Please transcribe the data that follows without the pictures, keeping every word the same.

================================

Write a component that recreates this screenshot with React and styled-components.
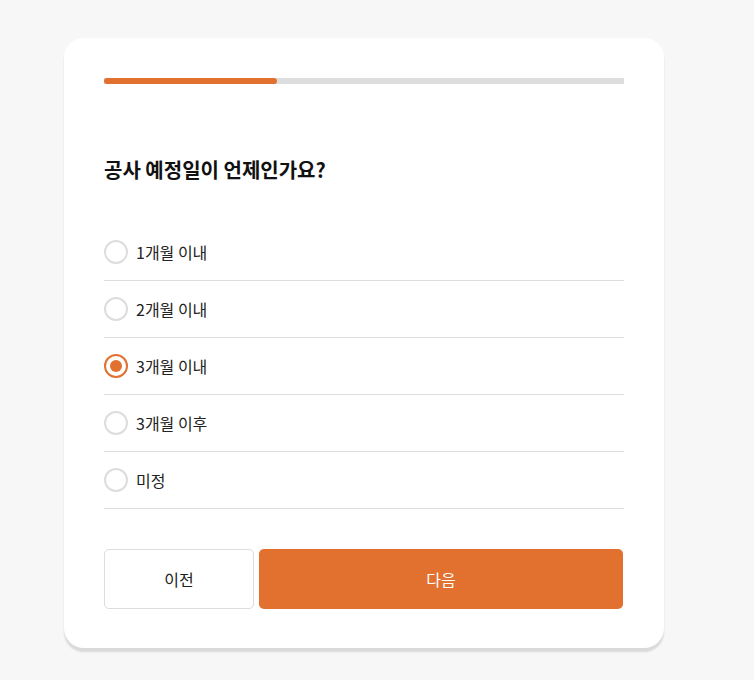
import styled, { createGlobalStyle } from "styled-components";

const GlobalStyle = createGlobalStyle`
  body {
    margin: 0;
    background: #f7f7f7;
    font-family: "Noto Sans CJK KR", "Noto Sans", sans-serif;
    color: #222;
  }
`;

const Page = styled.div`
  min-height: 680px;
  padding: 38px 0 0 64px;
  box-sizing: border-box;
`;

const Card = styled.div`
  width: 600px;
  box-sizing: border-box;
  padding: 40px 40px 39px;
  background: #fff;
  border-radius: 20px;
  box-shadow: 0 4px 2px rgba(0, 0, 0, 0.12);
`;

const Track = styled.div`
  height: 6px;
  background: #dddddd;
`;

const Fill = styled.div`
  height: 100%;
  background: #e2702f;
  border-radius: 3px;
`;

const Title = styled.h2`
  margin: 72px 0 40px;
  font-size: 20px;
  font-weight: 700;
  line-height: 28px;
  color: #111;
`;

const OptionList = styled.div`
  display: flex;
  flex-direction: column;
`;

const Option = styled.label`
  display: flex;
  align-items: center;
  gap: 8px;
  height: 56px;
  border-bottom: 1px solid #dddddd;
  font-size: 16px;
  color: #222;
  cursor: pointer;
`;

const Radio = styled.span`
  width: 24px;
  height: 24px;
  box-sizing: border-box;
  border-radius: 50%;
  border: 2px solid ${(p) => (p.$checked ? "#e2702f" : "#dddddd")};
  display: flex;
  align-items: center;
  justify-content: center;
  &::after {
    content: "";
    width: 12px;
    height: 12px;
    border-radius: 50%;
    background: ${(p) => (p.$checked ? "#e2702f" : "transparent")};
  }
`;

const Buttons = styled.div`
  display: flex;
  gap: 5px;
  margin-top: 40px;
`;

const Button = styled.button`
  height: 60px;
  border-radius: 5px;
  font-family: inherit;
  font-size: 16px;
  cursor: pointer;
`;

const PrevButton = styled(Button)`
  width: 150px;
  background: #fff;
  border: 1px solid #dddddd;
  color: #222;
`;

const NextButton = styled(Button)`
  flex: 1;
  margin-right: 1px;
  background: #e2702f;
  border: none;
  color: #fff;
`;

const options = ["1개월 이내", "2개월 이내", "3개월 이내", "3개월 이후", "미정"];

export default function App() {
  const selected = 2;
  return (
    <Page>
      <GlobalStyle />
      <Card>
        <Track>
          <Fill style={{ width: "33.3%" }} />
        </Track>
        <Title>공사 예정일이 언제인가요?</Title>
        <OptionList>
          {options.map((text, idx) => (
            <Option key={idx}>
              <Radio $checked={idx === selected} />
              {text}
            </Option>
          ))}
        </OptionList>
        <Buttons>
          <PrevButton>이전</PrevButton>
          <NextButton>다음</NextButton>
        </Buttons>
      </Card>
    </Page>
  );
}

================================

— Correct response —
Write a component that recreates this screenshot with React and styled-components.
import styled, { createGlobalStyle } from "styled-components";

const GlobalStyle = createGlobalStyle`
  body {
    margin: 0;
    background: #f7f7f7;
    font-family: "Noto Sans CJK KR", "Noto Sans", sans-serif;
    color: #222;
  }
`;

const Page = styled.div`
  min-height: 680px;
  padding: 38px 0 0 64px;
  box-sizing: border-box;
`;

const Card = styled.div`
  width: 600px;
  box-sizing: border-box;
  padding: 40px 40px 39px;
  background: #fff;
  border-radius: 20px;
  box-shadow: 0 4px 2px rgba(0, 0, 0, 0.12);
`;

const Track = styled.div`
  height: 6px;
  background: #dddddd;
`;

const Fill = styled.div`
  height: 100%;
  background: #e2702f;
  border-radius: 3px;
`;

const Title = styled.h2`
  margin: 72px 0 40px;
  font-size: 20px;
  font-weight: 700;
  line-height: 28px;
  color: #111;
`;

const OptionList = styled.div`
  display: flex;
  flex-direction: column;
`;

const Option = styled.label`
  display: flex;
  align-items: center;
  gap: 8px;
  height: 56px;
  border-bottom: 1px solid #dddddd;
  font-size: 16px;
  color: #222;
  cursor: pointer;
`;

const Radio = styled.span`
  width: 24px;
  height: 24px;
  box-sizing: border-box;
  border-radius: 50%;
  border: 2px solid ${(p) => (p.$checked ? "#e2702f" : "#dddddd")};
  display: flex;
  align-items: center;
  justify-content: center;
  &::after {
    content: "";
    width: 12px;
    height: 12px;
    border-radius: 50%;
    background: ${(p) => (p.$checked ? "#e2702f" : "transparent")};
  }
`;

const Buttons = styled.div`
  display: flex;
  gap: 5px;
  margin-top: 40px;
`;

const Button = styled.button`
  height: 60px;
  border-radius: 5px;
  font-family: inherit;
  font-size: 16px;
  cursor: pointer;
`;

const PrevButton = styled(Button)`
  width: 150px;
  background: #fff;
  border: 1px solid #dddddd;
  color: #222;
`;

const NextButton = styled(Button)`
  flex: 1;
  margin-right: 1px;
  background: #e2702f;
  border: none;
  color: #fff;
`;

const options = ["1개월 이내", "2개월 이내", "3개월 이내", "3개월 이후", "미정"];

export default function App() {
  const selected = 2;
  return (
    <Page>
      <GlobalStyle />
      <Card>
        <Track>
          <Fill style={{ width: "33.3%" }} />
        </Track>
        <Title>공사 예정일이 언제인가요?</Title>
        <OptionList>
          {options.map((text, idx) => (
            <Option key={idx}>
              <Radio $checked={idx === selected} />
              {text}
            </Option>
          ))}
        </OptionList>
        <Buttons>
          <PrevButton>이전</PrevButton>
          <NextButton>다음</NextButton>
        </Buttons>
      </Card>
    </Page>
  );
}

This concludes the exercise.